Ataques à analista da CENARIUM

A analista da CENARIUM Luciana Santos, que expôs a problemática da relação entre a orixá Oxum e a sinhazinha da fazenda do Boi Caprichoso teve o mesmo entendimento do júri técnico do festival, porém, sofreu ataques nas redes sociais após assinar a autoria do conteúdo. Ela afirma que, ainda assim, ficou feliz com a proporção que o debate tomou.

“Os jurados conseguiram perceber a apropriação cultural que foi feita com essa divindade africana e o lugar de subalternização em que os demais participantes negros foram colocados. O diferencial é que no artigo trago o ponto de vista de uma mulher preta, amazônica, pesquisadora de temas que envolvem relações étnico-raciais e que vivencia o racismo no seu dia a dia”, disse.

A jornalista, advogada, ativista do movimento negro e analista da CENARIUM Luciana Santos (Reprodução/Revista Cenarium)

A especialista continua: “Além disso, brindo os leitores com trechos de trabalhos de autores essenciais para o entendimento do racismo e da intersecção entre raça, gênero e raça, o que pode servir para aqueles que desejam construir um letramento racial e contribuir para a luta antirracista. Fico feliz com a dimensão que o assunto ganhou, apesar dos ataques que recebi“.

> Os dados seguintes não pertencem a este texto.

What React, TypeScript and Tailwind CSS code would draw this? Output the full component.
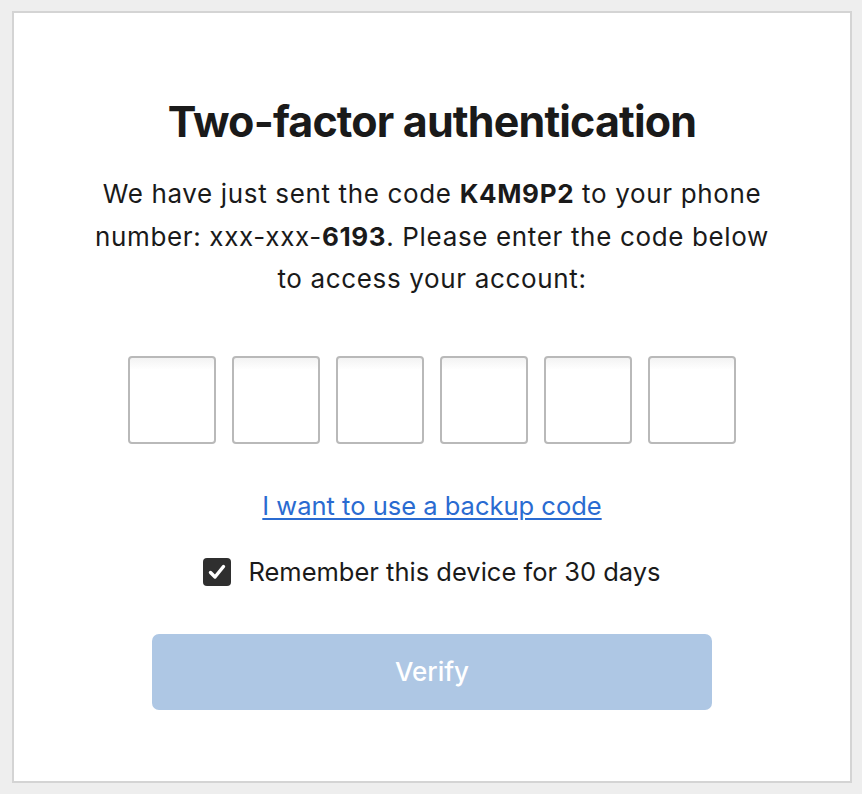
import React from "react";

export default function App() {
  const boxes = [0, 1, 2, 3, 4, 5];
  return (
    <div className="w-[862px] h-[794px] bg-[#eeeeee] pt-[11px] pl-[12px]" style={{ fontFamily: "Inter, 'Noto Sans', sans-serif" }}>
      <div className="w-[840px] h-[772px] bg-white border-2 border-[#d4d4d4] flex flex-col items-center pt-[82px]">
        <h1 className="text-[43px] leading-[52px] font-bold text-[#1a1a1a] tracking-[-0.02em]">Two-factor authentication</h1>
        <p className="mt-[26px] w-[690px] text-center text-[26px] leading-[42.5px] tracking-[0.025em] text-[#1a1a1a]">
          We have just sent the code <b className="font-bold">K4M9P2</b> to your phone number: xxx-xxx-<b className="font-bold">6193</b>. Please enter the code below to access your account:
        </p>
        <div className="mt-[55px] flex gap-[16px]">
          {boxes.map((i) => (
            <input
              key={i}
              type="text"
              maxLength={1}
              className="w-[88px] h-[88px] rounded-[4px] border-2 border-[#b9b9b9] bg-gradient-to-b from-[#f3f3f3] to-white to-[14%] outline-none text-center text-[32px]"
            />
          ))}
        </div>
        <a href="#" className="mt-[46px] text-[25.5px] leading-[32px] text-[#2a6bd1] underline underline-offset-[3px]">I want to use a backup code</a>
        <label className="mt-[34px] flex items-center gap-[17px] text-[25.5px] leading-[32px] text-[#1a1a1a]">
          <span className="w-[28px] h-[28px] rounded-[4px] bg-[#2f2f2f] flex items-center justify-center">
            <svg width="20" height="20" viewBox="0 0 20 20" fill="none">
              <path d="M3.5 10.5 L8 15 L16.5 4.5" stroke="white" strokeWidth="3.4" strokeLinecap="round" strokeLinejoin="round" />
            </svg>
          </span>
          Remember this device for 30 days
        </label>
        <button className="mt-[46px] w-[560px] h-[76px] rounded-[7px] bg-[#aec7e4] text-white text-[26px] font-medium">Verify</button>
      </div>
    </div>
  );
}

A jornalista e advogada ressalta também que diminuir o conhecimento de pessoas pretas é uma violência que ocorre, inclusive, na academia, ainda majoritariamente branca. “Tomando como base o pacto da branquitude que impera no País, certamente o tratamento seria outro se fosse um homem branco escrevendo”, finalizou.